- [Set problem]: Print every record below exactly as written.

- [Available data]:
## START
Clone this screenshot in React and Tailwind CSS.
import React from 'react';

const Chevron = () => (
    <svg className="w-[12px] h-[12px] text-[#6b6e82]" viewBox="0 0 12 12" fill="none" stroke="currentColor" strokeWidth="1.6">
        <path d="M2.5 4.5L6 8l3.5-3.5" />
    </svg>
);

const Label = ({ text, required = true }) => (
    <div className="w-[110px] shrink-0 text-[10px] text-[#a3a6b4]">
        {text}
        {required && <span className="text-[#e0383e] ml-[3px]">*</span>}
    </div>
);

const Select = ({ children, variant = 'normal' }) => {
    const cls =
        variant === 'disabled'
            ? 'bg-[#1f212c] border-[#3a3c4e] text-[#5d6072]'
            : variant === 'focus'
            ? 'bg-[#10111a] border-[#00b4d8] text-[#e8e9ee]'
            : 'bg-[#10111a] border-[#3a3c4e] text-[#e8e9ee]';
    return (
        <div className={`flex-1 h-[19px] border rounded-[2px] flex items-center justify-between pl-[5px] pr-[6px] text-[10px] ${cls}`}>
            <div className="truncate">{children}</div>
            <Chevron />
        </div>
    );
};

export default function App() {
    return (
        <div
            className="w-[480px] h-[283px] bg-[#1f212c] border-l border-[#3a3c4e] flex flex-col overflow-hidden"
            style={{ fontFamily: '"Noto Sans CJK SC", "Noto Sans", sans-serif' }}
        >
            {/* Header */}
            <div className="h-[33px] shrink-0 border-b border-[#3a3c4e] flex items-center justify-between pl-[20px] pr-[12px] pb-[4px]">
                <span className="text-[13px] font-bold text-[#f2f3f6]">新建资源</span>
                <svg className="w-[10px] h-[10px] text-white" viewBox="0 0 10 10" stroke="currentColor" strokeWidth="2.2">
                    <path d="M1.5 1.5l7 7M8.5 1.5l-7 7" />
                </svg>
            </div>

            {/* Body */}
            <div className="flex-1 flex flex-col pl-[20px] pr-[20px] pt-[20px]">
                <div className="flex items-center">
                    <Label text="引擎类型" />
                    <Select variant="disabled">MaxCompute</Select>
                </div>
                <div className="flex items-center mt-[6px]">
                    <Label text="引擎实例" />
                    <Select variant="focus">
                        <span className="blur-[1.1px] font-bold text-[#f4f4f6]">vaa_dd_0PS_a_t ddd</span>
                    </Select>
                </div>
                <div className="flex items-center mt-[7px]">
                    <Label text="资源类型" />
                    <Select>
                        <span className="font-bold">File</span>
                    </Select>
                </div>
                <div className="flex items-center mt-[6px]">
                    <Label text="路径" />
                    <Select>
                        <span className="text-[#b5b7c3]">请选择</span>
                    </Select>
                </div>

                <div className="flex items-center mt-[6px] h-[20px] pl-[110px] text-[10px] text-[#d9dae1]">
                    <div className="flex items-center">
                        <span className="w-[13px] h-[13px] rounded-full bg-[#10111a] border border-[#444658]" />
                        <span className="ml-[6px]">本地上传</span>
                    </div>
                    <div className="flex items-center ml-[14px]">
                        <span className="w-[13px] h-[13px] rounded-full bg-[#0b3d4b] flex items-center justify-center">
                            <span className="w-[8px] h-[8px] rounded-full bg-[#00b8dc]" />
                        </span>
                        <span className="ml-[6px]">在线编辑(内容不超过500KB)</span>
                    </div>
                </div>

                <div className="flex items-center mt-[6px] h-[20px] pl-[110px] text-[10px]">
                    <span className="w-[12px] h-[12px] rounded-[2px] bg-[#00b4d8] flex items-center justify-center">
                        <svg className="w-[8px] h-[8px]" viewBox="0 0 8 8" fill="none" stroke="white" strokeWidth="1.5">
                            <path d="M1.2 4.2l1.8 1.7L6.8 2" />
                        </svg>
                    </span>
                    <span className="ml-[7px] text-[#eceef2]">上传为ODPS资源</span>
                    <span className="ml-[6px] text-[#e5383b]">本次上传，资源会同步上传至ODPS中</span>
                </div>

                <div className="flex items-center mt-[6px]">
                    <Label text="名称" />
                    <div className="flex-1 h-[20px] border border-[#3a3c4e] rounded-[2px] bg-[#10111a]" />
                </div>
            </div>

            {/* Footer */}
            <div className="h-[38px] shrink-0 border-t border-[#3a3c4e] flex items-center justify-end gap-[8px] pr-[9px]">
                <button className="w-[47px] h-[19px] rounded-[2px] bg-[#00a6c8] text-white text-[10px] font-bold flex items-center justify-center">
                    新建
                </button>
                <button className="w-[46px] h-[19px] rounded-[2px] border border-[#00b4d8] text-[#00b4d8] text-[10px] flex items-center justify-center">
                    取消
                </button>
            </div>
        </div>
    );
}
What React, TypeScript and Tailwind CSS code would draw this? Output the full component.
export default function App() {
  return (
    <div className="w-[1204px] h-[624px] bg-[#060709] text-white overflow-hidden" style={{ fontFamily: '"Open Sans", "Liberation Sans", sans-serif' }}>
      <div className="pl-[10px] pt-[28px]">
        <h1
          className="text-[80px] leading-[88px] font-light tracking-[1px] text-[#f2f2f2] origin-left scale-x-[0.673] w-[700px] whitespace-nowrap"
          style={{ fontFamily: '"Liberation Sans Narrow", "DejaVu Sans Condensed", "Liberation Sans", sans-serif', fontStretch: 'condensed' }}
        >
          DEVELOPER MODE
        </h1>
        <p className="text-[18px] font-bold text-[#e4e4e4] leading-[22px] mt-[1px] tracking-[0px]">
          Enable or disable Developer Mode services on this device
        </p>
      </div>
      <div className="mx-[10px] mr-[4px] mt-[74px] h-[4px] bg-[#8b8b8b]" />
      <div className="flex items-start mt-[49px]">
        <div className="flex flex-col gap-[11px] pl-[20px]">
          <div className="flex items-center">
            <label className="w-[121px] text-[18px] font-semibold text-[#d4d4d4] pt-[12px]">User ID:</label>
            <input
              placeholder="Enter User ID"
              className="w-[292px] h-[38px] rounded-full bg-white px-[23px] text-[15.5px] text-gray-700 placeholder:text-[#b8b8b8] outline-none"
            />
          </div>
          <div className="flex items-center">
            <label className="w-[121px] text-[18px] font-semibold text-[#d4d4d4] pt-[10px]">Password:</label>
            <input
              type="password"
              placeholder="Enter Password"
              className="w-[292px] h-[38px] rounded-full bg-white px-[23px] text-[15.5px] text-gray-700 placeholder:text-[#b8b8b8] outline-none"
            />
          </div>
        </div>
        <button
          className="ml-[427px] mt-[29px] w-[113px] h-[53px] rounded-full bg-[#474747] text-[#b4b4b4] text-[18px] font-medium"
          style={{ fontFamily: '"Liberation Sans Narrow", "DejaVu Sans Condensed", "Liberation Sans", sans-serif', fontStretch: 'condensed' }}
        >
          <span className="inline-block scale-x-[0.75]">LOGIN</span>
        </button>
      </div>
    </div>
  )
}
## END
- [Task output]:
Clone this screenshot in React and Tailwind CSS.
import React from 'react';

const Chevron = () => (
    <svg className="w-[12px] h-[12px] text-[#6b6e82]" viewBox="0 0 12 12" fill="none" stroke="currentColor" strokeWidth="1.6">
        <path d="M2.5 4.5L6 8l3.5-3.5" />
    </svg>
);

const Label = ({ text, required = true }) => (
    <div className="w-[110px] shrink-0 text-[10px] text-[#a3a6b4]">
        {text}
        {required && <span className="text-[#e0383e] ml-[3px]">*</span>}
    </div>
);

const Select = ({ children, variant = 'normal' }) => {
    const cls =
        variant === 'disabled'
            ? 'bg-[#1f212c] border-[#3a3c4e] text-[#5d6072]'
            : variant === 'focus'
            ? 'bg-[#10111a] border-[#00b4d8] text-[#e8e9ee]'
            : 'bg-[#10111a] border-[#3a3c4e] text-[#e8e9ee]';
    return (
        <div className={`flex-1 h-[19px] border rounded-[2px] flex items-center justify-between pl-[5px] pr-[6px] text-[10px] ${cls}`}>
            <div className="truncate">{children}</div>
            <Chevron />
        </div>
    );
};

export default function App() {
    return (
        <div
            className="w-[480px] h-[283px] bg-[#1f212c] border-l border-[#3a3c4e] flex flex-col overflow-hidden"
            style={{ fontFamily: '"Noto Sans CJK SC", "Noto Sans", sans-serif' }}
        >
            {/* Header */}
            <div className="h-[33px] shrink-0 border-b border-[#3a3c4e] flex items-center justify-between pl-[20px] pr-[12px] pb-[4px]">
                <span className="text-[13px] font-bold text-[#f2f3f6]">新建资源</span>
                <svg className="w-[10px] h-[10px] text-white" viewBox="0 0 10 10" stroke="currentColor" strokeWidth="2.2">
                    <path d="M1.5 1.5l7 7M8.5 1.5l-7 7" />
                </svg>
            </div>

            {/* Body */}
            <div className="flex-1 flex flex-col pl-[20px] pr-[20px] pt-[20px]">
                <div className="flex items-center">
                    <Label text="引擎类型" />
                    <Select variant="disabled">MaxCompute</Select>
                </div>
                <div className="flex items-center mt-[6px]">
                    <Label text="引擎实例" />
                    <Select variant="focus">
                        <span className="blur-[1.1px] font-bold text-[#f4f4f6]">vaa_dd_0PS_a_t ddd</span>
                    </Select>
                </div>
                <div className="flex items-center mt-[7px]">
                    <Label text="资源类型" />
                    <Select>
                        <span className="font-bold">File</span>
                    </Select>
                </div>
                <div className="flex items-center mt-[6px]">
                    <Label text="路径" />
                    <Select>
                        <span className="text-[#b5b7c3]">请选择</span>
                    </Select>
                </div>

                <div className="flex items-center mt-[6px] h-[20px] pl-[110px] text-[10px] text-[#d9dae1]">
                    <div className="flex items-center">
                        <span className="w-[13px] h-[13px] rounded-full bg-[#10111a] border border-[#444658]" />
                        <span className="ml-[6px]">本地上传</span>
                    </div>
                    <div className="flex items-center ml-[14px]">
                        <span className="w-[13px] h-[13px] rounded-full bg-[#0b3d4b] flex items-center justify-center">
                            <span className="w-[8px] h-[8px] rounded-full bg-[#00b8dc]" />
                        </span>
                        <span className="ml-[6px]">在线编辑(内容不超过500KB)</span>
                    </div>
                </div>

                <div className="flex items-center mt-[6px] h-[20px] pl-[110px] text-[10px]">
                    <span className="w-[12px] h-[12px] rounded-[2px] bg-[#00b4d8] flex items-center justify-center">
                        <svg className="w-[8px] h-[8px]" viewBox="0 0 8 8" fill="none" stroke="white" strokeWidth="1.5">
                            <path d="M1.2 4.2l1.8 1.7L6.8 2" />
                        </svg>
                    </span>
                    <span className="ml-[7px] text-[#eceef2]">上传为ODPS资源</span>
                    <span className="ml-[6px] text-[#e5383b]">本次上传，资源会同步上传至ODPS中</span>
                </div>

                <div className="flex items-center mt-[6px]">
                    <Label text="名称" />
                    <div className="flex-1 h-[20px] border border-[#3a3c4e] rounded-[2px] bg-[#10111a]" />
                </div>
            </div>

            {/* Footer */}
            <div className="h-[38px] shrink-0 border-t border-[#3a3c4e] flex items-center justify-end gap-[8px] pr-[9px]">
                <button className="w-[47px] h-[19px] rounded-[2px] bg-[#00a6c8] text-white text-[10px] font-bold flex items-center justify-center">
                    新建
                </button>
                <button className="w-[46px] h-[19px] rounded-[2px] border border-[#00b4d8] text-[#00b4d8] text-[10px] flex items-center justify-center">
                    取消
                </button>
            </div>
        </div>
    );
}
What React, TypeScript and Tailwind CSS code would draw this? Output the full component.
export default function App() {
  return (
    <div className="w-[1204px] h-[624px] bg-[#060709] text-white overflow-hidden" style={{ fontFamily: '"Open Sans", "Liberation Sans", sans-serif' }}>
      <div className="pl-[10px] pt-[28px]">
        <h1
          className="text-[80px] leading-[88px] font-light tracking-[1px] text-[#f2f2f2] origin-left scale-x-[0.673] w-[700px] whitespace-nowrap"
          style={{ fontFamily: '"Liberation Sans Narrow", "DejaVu Sans Condensed", "Liberation Sans", sans-serif', fontStretch: 'condensed' }}
        >
          DEVELOPER MODE
        </h1>
        <p className="text-[18px] font-bold text-[#e4e4e4] leading-[22px] mt-[1px] tracking-[0px]">
          Enable or disable Developer Mode services on this device
        </p>
      </div>
      <div className="mx-[10px] mr-[4px] mt-[74px] h-[4px] bg-[#8b8b8b]" />
      <div className="flex items-start mt-[49px]">
        <div className="flex flex-col gap-[11px] pl-[20px]">
          <div className="flex items-center">
            <label className="w-[121px] text-[18px] font-semibold text-[#d4d4d4] pt-[12px]">User ID:</label>
            <input
              placeholder="Enter User ID"
              className="w-[292px] h-[38px] rounded-full bg-white px-[23px] text-[15.5px] text-gray-700 placeholder:text-[#b8b8b8] outline-none"
            />
          </div>
          <div className="flex items-center">
            <label className="w-[121px] text-[18px] font-semibold text-[#d4d4d4] pt-[10px]">Password:</label>
            <input
              type="password"
              placeholder="Enter Password"
              className="w-[292px] h-[38px] rounded-full bg-white px-[23px] text-[15.5px] text-gray-700 placeholder:text-[#b8b8b8] outline-none"
            />
          </div>
        </div>
        <button
          className="ml-[427px] mt-[29px] w-[113px] h-[53px] rounded-full bg-[#474747] text-[#b4b4b4] text-[18px] font-medium"
          style={{ fontFamily: '"Liberation Sans Narrow", "DejaVu Sans Condensed", "Liberation Sans", sans-serif', fontStretch: 'condensed' }}
        >
          <span className="inline-block scale-x-[0.75]">LOGIN</span>
        </button>
      </div>
    </div>
  )
}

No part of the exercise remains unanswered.